その作品は苦手なのにエッセイだとものすごく共感してしまう作家さんの代表が村上春樹さんや角田光代さん、小川洋子さん。梨木香歩さんは、その反対だなと思った。彼女のエッセイや このような往復書簡であらわされるご自身の感性に、私はあまり同調できない。きれいな言葉が並んでいるな、と思った。梨木さんは、これからは作品だけ読んでいきたい、と思う。

2019/07/26

jam

歩み寄れずにいるのは、人も国も宗教も同じだ。恋は束の間だが、憎悪は深く、己が身を焼きつくすまで消えることはない。だから、理解し合うことは、生半可なことではない。寛容とは、理不尽をも受け容れることである。燻り続ける過去の断片に囚われる人間が、それでも、永い時間をかけ心の在りようを変化させていくこと。それは、経験と智により未来を拓いていくことでもあり、諦め、慣れることでもある。凪は、他者から与えられるものではない。この星に生きる全ての人間が悲しみを湛え生きていることに思いを馳せること。それも赦しの形だと思う。

2017/12/15

ちゃちゃ

私たちが住む小さな星には、意識的無意識的にかかわらず、偏狭なナショナリズムに囚われ、紛争や齟齬が絶えない。
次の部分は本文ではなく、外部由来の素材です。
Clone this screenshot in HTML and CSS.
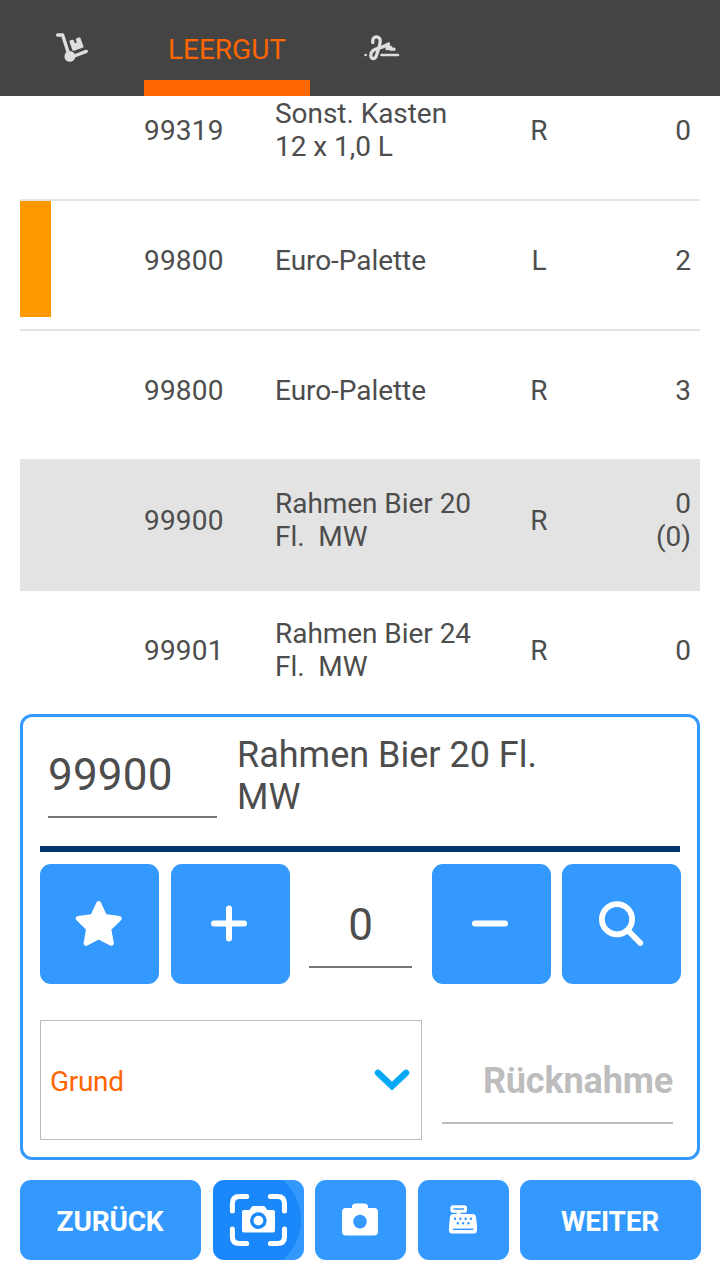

それが如何に愚かなことか。寛容の精神を言葉で説くことはたやすい。しかし、私たちは頭で分かっていても、知らぬまにその流れの中に自己を見いだし茫然と立ち尽くすことがある。ISの脅威が続く中、イスラームへの理解を深めるべく「深い共感の水脈」を探る、お二人の姿勢のなんと真摯なことか。民族、文化や宗教の差異を超えて、互いを尊重しながら誠実に向き合う。「絶えざる関心の鍬」を持つことが相手を受容するための第一歩だ。

2017/11/05

美登利

梨木さんの小説が大好きなので借りてみましたが。往復書簡とは知らず、しかも哲学的で世界的なテーマと普段触れることのない外国の地名がたくさん出てきて、途中で読むのをやめようかと思いました。ぎこちなさが感じられた何通かの手紙のあと、段々とお二人がお互いを知るにつれ堅苦しかった話題にも変化が出はじめ、そのまま最後まで読めました。あとがきが一番良かったかもしれません(笑)何度も出てくるけれど意味が分からない言葉を調べてみようと思います。カリーマさんの文章はとても読みやすいと感じました。

2018/01/03

のぶ

非常に深い往復書簡だった。元来、イスラムについてもっと知りたい、という梨木さんの企画から始まったもののようだが、その内容はテロ問題やISの存在等、イスラムの持つ文化の垣根について書かれているのはもちろんの事、それだけに留まらず、日本という国や日本人についても浮かび上がらせることに成功している。さらに人間の死生観も踏み込んでいて、哲学的なものをも感じる部分もあった。手紙のやり取りだけでこれだけのものを作り上げた梨木果歩さん、師岡カリーマ・エルサムニーさんと、この企画を本にした出版社にも敬意を表したい。